- Short task -
Using the material below, print a verbatim copy of every line from the one containing "What React, TypeScript" through the one containing "const COLS = ['A', 'B', 'C', 'D', 'E', 'F', '']", inclusive, and omit the pictures.

(Rows from a dataset of pages and code)
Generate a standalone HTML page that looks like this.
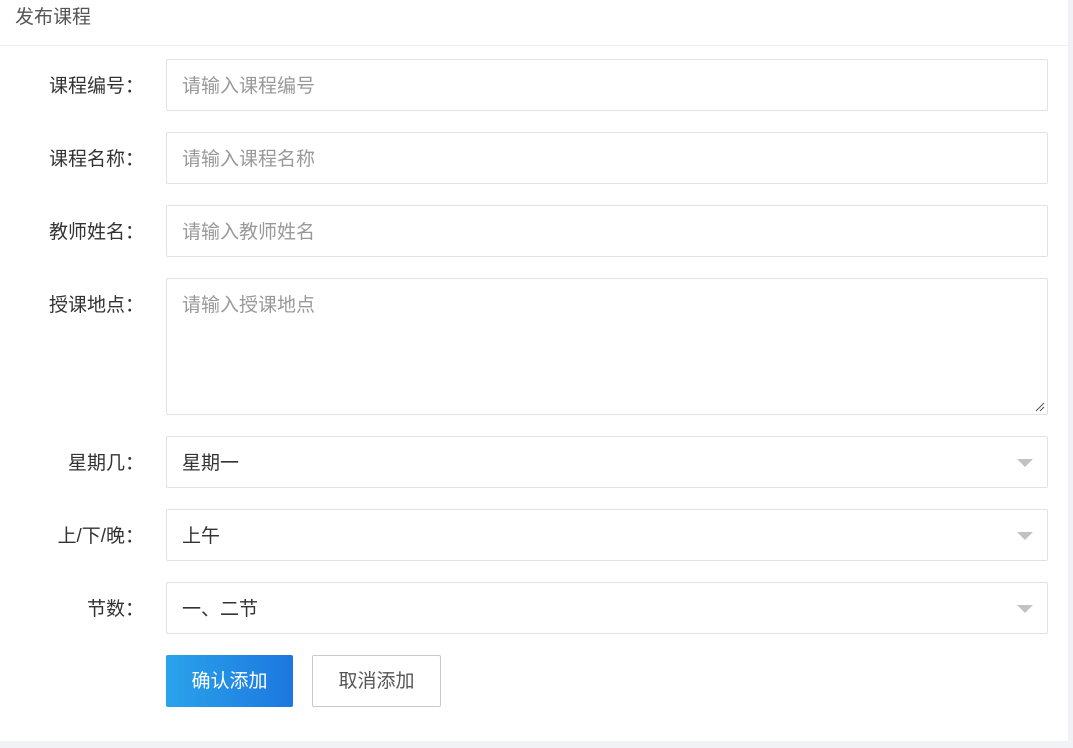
<!DOCTYPE html>
<html><head><meta charset="utf-8"><style>
body{margin:0;width:1073px;height:748px;background:#f0f2f5;font-family:"Liberation Sans","Noto Sans CJK SC",sans-serif;overflow:hidden;position:relative}
.card{position:absolute;left:0;top:0;width:1068px;height:741px;background:#fff}
.hd{position:absolute;left:15px;top:2px;font-size:19px;color:#555}
.line{position:absolute;left:0;top:45px;width:1068px;height:1px;background:#f0f0f0}
.lb{position:absolute;right:924px;font-size:19px;color:#333;width:130px;text-align:right;margin-top:-3px}
.in{position:absolute;left:166px;width:880px;height:50px;border:1px solid #e2e2e2;border-radius:2px;box-sizing:content-box;font-size:19px;color:#999;padding-left:0}
.in span{position:absolute;left:15px;top:11px}
.sel span{color:#333}
.arr{position:absolute;right:14px;top:22px;width:0;height:0;border-left:8px solid transparent;border-right:8px solid transparent;border-top:8px solid #c2c2c2}
.b1{position:absolute;left:166px;top:655px;width:127px;height:52px;border-radius:2px;background:linear-gradient(90deg,#2aa3ea,#1c77e0);color:#fff;font-size:19px;text-align:center;line-height:54px}
.b2{position:absolute;left:312px;top:655px;width:127px;height:50px;border:1px solid #c9c9c9;border-radius:2px;color:#555;font-size:19px;text-align:center;line-height:52px}
</style></head><body>
<div class="card">
<div class="hd">发布课程</div><div class="line"></div>
<div class="lb" style="top:74px">课程编号：</div>
<div class="in" style="top:59px"><span>请输入课程编号</span></div>
<div class="lb" style="top:147px">课程名称：</div>
<div class="in" style="top:132px"><span>请输入课程名称</span></div>
<div class="lb" style="top:220px">教师姓名：</div>
<div class="in" style="top:205px"><span>请输入教师姓名</span></div>
<div class="lb" style="top:293px">授课地点：</div>
<div class="in" style="top:278px;height:135px"><span>请输入授课地点</span>
<svg style="position:absolute;right:2px;bottom:2px" width="10" height="10"><path d="M1 9L9 1M5 9L9 5" stroke="#555" stroke-width="1"/></svg></div>
<div class="lb" style="top:451px">星期几：</div>
<div class="in sel" style="top:436px"><span>星期一</span><div class="arr"></div></div>
<div class="lb" style="top:524px">上/下/晚：</div>
<div class="in sel" style="top:509px"><span>上午</span><div class="arr"></div></div>
<div class="lb" style="top:597px">节数：</div>
<div class="in sel" style="top:582px"><span>一、二节</span><div class="arr"></div></div>
<div class="b1">确认添加</div><div class="b2">取消添加</div>
</div>
</body></html>
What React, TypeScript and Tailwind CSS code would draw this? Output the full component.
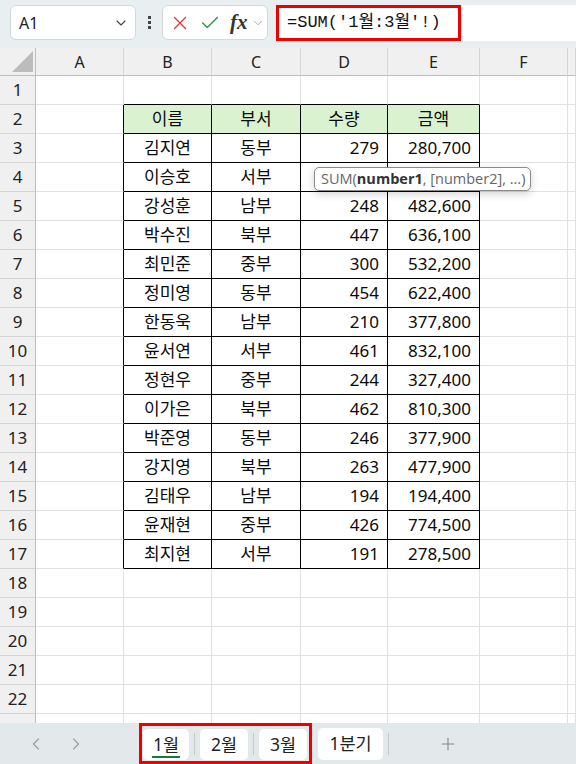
import { Check, ChevronDown, ChevronLeft, ChevronRight, Plus, X } from 'lucide-react'

const COLS = ['A', 'B', 'C', 'D', 'E', 'F', '']

// rows 2..17 hold the bordered table in columns B..E
// row 4's numbers sit under the function tooltip, so they're left blank
const TABLE: string[][] = [
  ['이름', '부서', '수량', '금액'],
  ['김지연', '동부', '279', '280,700'],
  ['이승호', '서부', '', ''],
  ['강성훈', '남부', '248', '482,600'],
  ['박수진', '북부', '447', '636,100'],
  ['최민준', '중부', '300', '532,200'],
  ['정미영', '동부', '454', '622,400'],
  ['한동욱', '남부', '210', '377,800'],
  ['윤서연', '서부', '461', '832,100'],
  ['정현우', '중부', '244', '327,400'],
  ['이가은', '북부', '462', '810,300'],
  ['박준영', '동부', '246', '377,900'],
  ['강지영', '북부', '263', '477,900'],
  ['김태우', '남부', '194', '194,400'],
  ['윤재현', '중부', '426', '774,500'],
  ['최지현', '서부', '191', '278,500'],
]

const ROWS = 23

function inTable(r: number, c: number) {
  // r: 1-based sheet row, c: 0 = A
  return r >= 2 && r <= 17 && c >= 1 && c <= 4
}

function Cell({ r, c }: { r: number; c: number }) {
  const t = inTable(r, c)
  const right = t || inTable(r, c + 1)
  const bottom = t || inTable(r + 1, c)
  const value = t ? TABLE[r - 2][c - 1] : ''
  const header = r === 2 && t
  const numeric = t && r > 2 && c >= 3
  return (
    <div
      className={`h-[29px] border-r border-b flex items-center text-[17px] text-[#0a0a0a] ${
        right ? 'border-r-black' : 'border-r-[#e1e1e1]'
      } ${bottom ? 'border-b-black' : 'border-b-[#e1e1e1]'} ${header ? 'bg-[#daf2d0]' : 'bg-white'} ${
        numeric ? 'justify-end pr-[8px]' : 'justify-center'
      }`}
    >
      {value}
    </div>
  )
}

export default function App() {
  return (
    <div className="w-[576px] h-[764px] overflow-hidden flex flex-col bg-white font-['Noto_Sans','Noto_Sans_CJK_KR',sans-serif] relative">
      {/* Formula bar */}
      <div className="h-[48px] shrink-0 bg-[#e9eef1] flex items-start pt-[5px] pl-[10px]">
        <div className="w-[126px] h-[35px] rounded-[6px] border border-[#d3d8dc] bg-white flex items-center justify-between pl-[8px] pr-[6px]">
          <span className="text-[16px] text-[#222]">A1</span>
          <ChevronDown size={16} strokeWidth={1.6} className="text-[#444]" />
        </div>
        <div className="w-[26px] h-[35px] flex flex-col items-center justify-center gap-[2px]">
          <span className="w-[3px] h-[3px] bg-[#444]" />
          <span className="w-[3px] h-[3px] bg-[#444]" />
          <span className="w-[3px] h-[3px] bg-[#444]" />
        </div>
        <div className="w-[106px] h-[35px] rounded-[6px] border border-[#d3d8dc] bg-white flex items-center pl-[6px]">
          <X size={22} strokeWidth={1.5} className="text-[#e5383b]" />
          <Check size={22} strokeWidth={1.6} className="text-[#2e9a48] ml-[8px]" />
          <span className="ml-[9px] text-[21px] leading-none italic font-semibold text-[#333] font-['Liberation_Serif',serif]">fx</span>
          <ChevronDown size={14} strokeWidth={1.5} className="text-[#999] ml-[3px]" />
        </div>
        <div className="ml-[8px] flex-1 h-[36px] bg-white flex items-center">
          <div className="w-[185px] h-[36px] border-[3px] border-[#ec0000] flex items-center pl-[8px]">
            <span className="text-[17px] text-[#111] font-['Liberation_Mono','Noto_Sans_CJK_KR',monospace]">
              =SUM('1월:3월'!)
            </span>
          </div>
        </div>
      </div>

      {/* Sheet grid */}
      <div className="flex-1 overflow-hidden">
        <div className="grid grid-cols-[36px_88px_88px_89px_87px_92px_88px_8px]">
          {/* column headers */}
          <div className="h-[28px] bg-[#f0f0f0] border-r border-b border-r-[#bdbdbd] border-b-[#bdbdbd] relative">
            <svg width="22" height="22" className="absolute left-[12px] top-[3px]">
              <polygon points="21,0 21,21 0,21" fill="#bcbcbc" />
            </svg>
          </div>
          {COLS.map((c, i) => (
            <div
              key={i}
              className="h-[28px] bg-[#f0f0f0] border-r border-b border-r-[#d4d4d4] border-b-[#bdbdbd] flex items-center justify-center text-[16px] text-[#222]"
            >
              {c}
            </div>
          ))}
          {Array.from({ length: ROWS }, (_, ri) => {
            const r = ri + 1
            return [
              <div
                key={`h${r}`}
                className="h-[29px] bg-[#f0f0f0] border-r border-b border-r-[#bdbdbd] border-b-[#d4d4d4] flex items-center justify-center text-[17px] text-[#222]"
              >
                {r < ROWS ? r : ''}
              </div>,
              ...COLS.map((_, c) => <Cell key={`${r}-${c}`} r={r} c={c} />),
            ]
          })}
        </div>
      </div>

      {/* Function tooltip */}
      <div className="absolute left-[314px] top-[167px] w-[217px] h-[24px] rounded-[5px] border border-[#8a8a8a] bg-white shadow-[0_3px_8px_rgba(0,0,0,0.18)] flex items-center pl-[6px] text-[14.5px] text-[#666] font-['Open_Sans',sans-serif] whitespace-nowrap">
        SUM(<b className="text-[#333] font-bold">number1</b>, [number2], ...)
      </div>

      {/* Sheet tabs */}
      <div className="h-[41px] shrink-0 bg-[#e3e9eb] flex items-stretch text-[17.5px] text-[#222]">
        <div className="w-[139px] flex items-center">
          <ChevronLeft size={20} strokeWidth={1.4} className="text-[#9a9a9a] ml-[26px]" />
          <ChevronRight size={20} strokeWidth={1.4} className="text-[#9a9a9a] ml-[20px]" />
        </div>
        <div className="w-[173px] border-[3px] border-[#ec0000] flex items-center">
          <div className="ml-[1px] w-[46px] h-[31px] mt-[1px] rounded-[5px] bg-white flex flex-col items-center justify-center relative">
            <span>1월</span>
            <span className="absolute bottom-[2px] w-[28px] h-[2px] bg-[#107c41]" />
          </div>
          <span className="w-[1px] h-[22px] bg-[#c5cbcd] mx-[5px]" />
          <div className="w-[48px] h-[31px] mt-[1px] rounded-[5px] bg-white flex items-center justify-center">2월</div>
          <span className="w-[1px] h-[22px] bg-[#c5cbcd] mx-[5px]" />
          <div className="w-[48px] h-[31px] mt-[1px] rounded-[5px] bg-white flex items-center justify-center">3월</div>
        </div>
        <div className="flex items-center">
          <div className="ml-[6px] w-[65px] h-[32px] rounded-[5px] bg-white flex items-center justify-center">1분기</div>
          <span className="w-[1px] h-[22px] bg-[#c5cbcd] ml-[5px]" />
          <Plus size={20} strokeWidth={1.3} className="text-[#888] ml-[49px]" />
        </div>
      </div>
    </div>
  )
}
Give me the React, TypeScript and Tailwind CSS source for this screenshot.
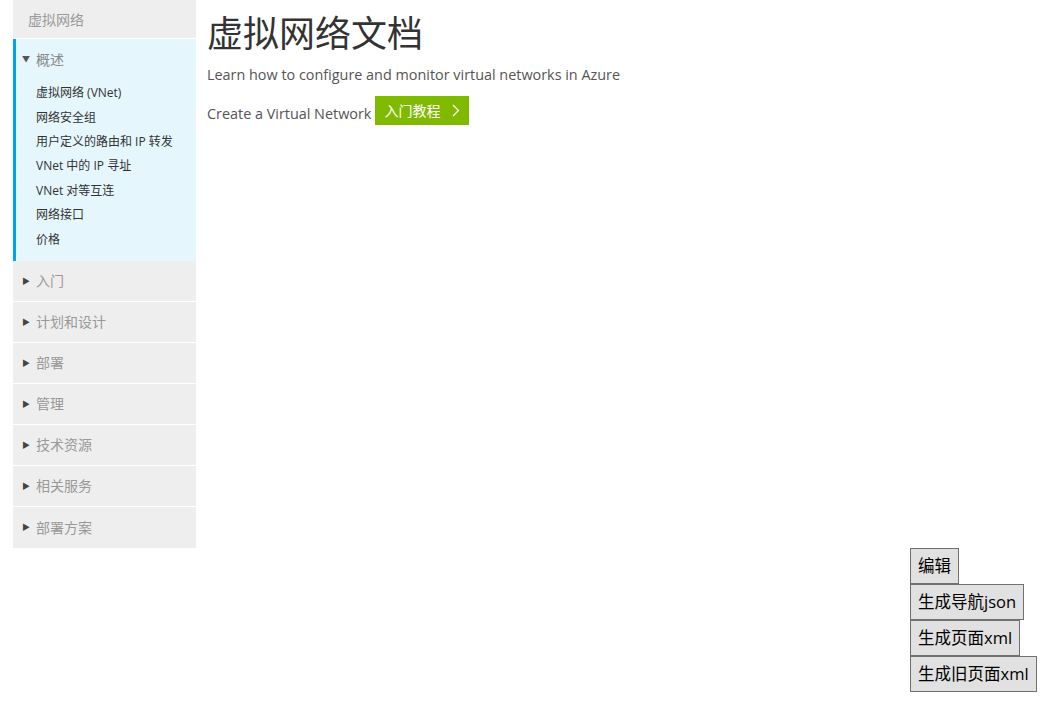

- Worked answer -
What React, TypeScript and Tailwind CSS code would draw this? Output the full component.
import { Check, ChevronDown, ChevronLeft, ChevronRight, Plus, X } from 'lucide-react'

const COLS = ['A', 'B', 'C', 'D', 'E', 'F', '']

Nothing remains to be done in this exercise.